History of Cell Phones
In 1947 researchers and scientists began looking into the feasibility of mobile car phones, yet the decision by the Federal Communications Commission (FCC) to limit the amount of radio frequencies available for cell phone use discouraged companies from putting research dollars towards such a project. In 1968, the FCC reevaluated its position, and the race to produce the first working cell phone system was underway in the United States. In October of 1973, Dr. Martin Cooper, a project manager at Motorola, filed the first patent for such a system. Two years later, the FCC gave permission for Bell System to begin trials. In July 1978, the first mobile telephone system, Advanced Mobile Phone System, began operation in North America.
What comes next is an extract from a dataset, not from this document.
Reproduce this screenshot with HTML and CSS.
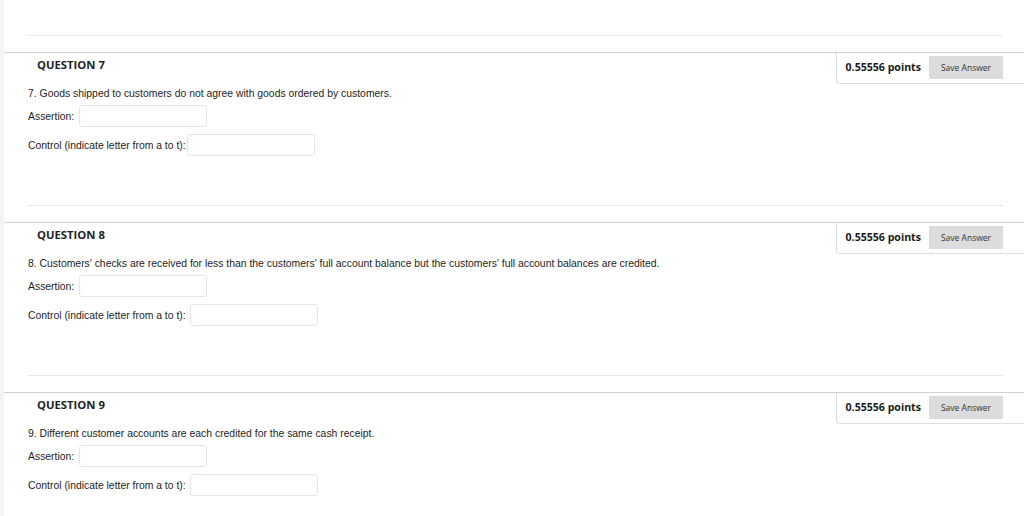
FILE: index.html
```html
<!DOCTYPE html>
<html>
<head>
<meta charset="utf-8">
<link rel="stylesheet" href="styles.css">
</head>
<body>
<div class="page">
  <div class="question">
    <div class="sep"></div>
    <div class="qhead">
      <h3 class="qtitle">QUESTION 7</h3>
      <div class="points">
        <span class="pts">0.55556 points</span>
        <button class="save">Save Answer</button>
      </div>
    </div>
    <div class="qbody">
      <p class="qtext">7. Goods shipped to customers do not agree with goods ordered by customers.</p>
      <div class="field"><label class="lbl">Assertion:</label><input class="inp" type="text"></div>
      <div class="field field2"><label class="lbl">Control (indicate letter from a to t):</label><input class="inp" type="text"></div>
    </div>
  </div>
  <div class="question">
    <div class="sep"></div>
    <div class="qhead">
      <h3 class="qtitle">QUESTION 8</h3>
      <div class="points">
        <span class="pts">0.55556 points</span>
        <button class="save">Save Answer</button>
      </div>
    </div>
    <div class="qbody">
      <p class="qtext">8. Customers' checks are received for less than the customers' full account balance but the customers' full account balances are credited.</p>
      <div class="field"><label class="lbl">Assertion:</label><input class="inp" type="text"></div>
      <div class="field field2"><label class="lbl">Control (indicate letter from a to t): </label><input class="inp" type="text"></div>
    </div>
  </div>
  <div class="question">
    <div class="sep"></div>
    <div class="qhead">
      <h3 class="qtitle">QUESTION 9</h3>
      <div class="points">
        <span class="pts">0.55556 points</span>
        <button class="save">Save Answer</button>
      </div>
    </div>
    <div class="qbody">
      <p class="qtext">9. Different customer accounts are each credited for the same cash receipt.</p>
      <div class="field"><label class="lbl">Assertion:</label><input class="inp" type="text"></div>
      <div class="field field2"><label class="lbl">Control (indicate letter from a to t): </label><input class="inp" type="text"></div>
    </div>
  </div>
</div>
</body>
</html>
```
FILE: styles.css
```css
html, body {
  margin: 0;
  padding: 0;
  background: #ffffff;
}
body {
  font-family: "Liberation Sans", Arial, sans-serif;
  color: #222;
  overflow: hidden;
  height: 516px;
}
.page {
  border-left: 4px solid #f4f4f4;
  padding-top: 35px;
  height: 516px;
  overflow: hidden;
  box-sizing: border-box;
}
.question {
  height: 170px;
}
.sep {
  height: 1px;
  background: #e8e8e8;
  margin: 0 21px 0 24px;
}
.qhead {
  margin-top: 16px;
  border-top: 1px solid #cfcfcf;
  display: flex;
  justify-content: space-between;
  align-items: flex-start;
}
.qtitle {
  margin: 0;
  padding: 5px 0 0 33px;
  font-family: "Open Sans", sans-serif;
  font-weight: 700;
  font-size: 11.3px;
  line-height: 14px;
  color: #222;
}
.points {
  display: flex;
  align-items: flex-start;
  height: 31px;
  box-sizing: border-box;
  border-left: 1px solid #dedede;
  border-bottom: 1px solid #dedede;
  border-bottom-left-radius: 4px;
  padding: 3px 21px 0 9px;
}
.pts {
  font-family: "Open Sans", sans-serif;
  font-weight: 700;
  font-size: 10.6px;
  line-height: 23px;
  color: #1a1a1a;
}
.save {
  width: 74px;
  height: 23px;
  margin: 0 0 0 8px;
  border: none;
  background: #dcdcdc;
  font-family: "Open Sans", sans-serif;
  font-size: 8.5px;
  color: #333;
  padding: 0;
}
.qbody {
  padding: 3px 0 0 24px;
}
.qtext {
  margin: 0;
  font-size: 10.4px;
  line-height: 14px;
  color: #1e1e1e;
}
.field {
  display: flex;
  align-items: center;
  margin-top: 4px;
}
.field2 {
  margin-top: 7px;
}
.lbl {
  font-size: 10.4px;
  color: #1e1e1e;
  margin-right: 5px;
  white-space: pre;
}
.field2 .lbl {
  margin-right: 1px;
}
.inp {
  width: 128px;
  height: 22px;
  box-sizing: border-box;
  border: 1px solid #e4e4e4;
  border-radius: 3px;
  background: #fff;
  margin: 0;
  padding: 0;
}
```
The next twenty plus years were characterized by technology races and new and inventive ways to market the mobile phone by companies all over the world. When the technology was perfected to the point where “drop-offs” were few and “dead tone areas” were virtually eliminated, these companies competed on a more cosmetic level with new colors, phone sizes, number of accessories available, and incentive buying offers. The buying public was promised the ability to instantly connect with whomever they wished, providing both parties had a cell phone and the phones were switched on. These cell phones freed Americans in a way nothing else ever had. Technology would begin to change life forever. Suddenly employees could conduct business on the way to and from work if they wished, parents could keep fairly constant tabs on their children, and people no longer had to fear being stuck on the side of the road far from a payphone. In addition, these devices provided a way for people to communicate with others even when neither party was at home.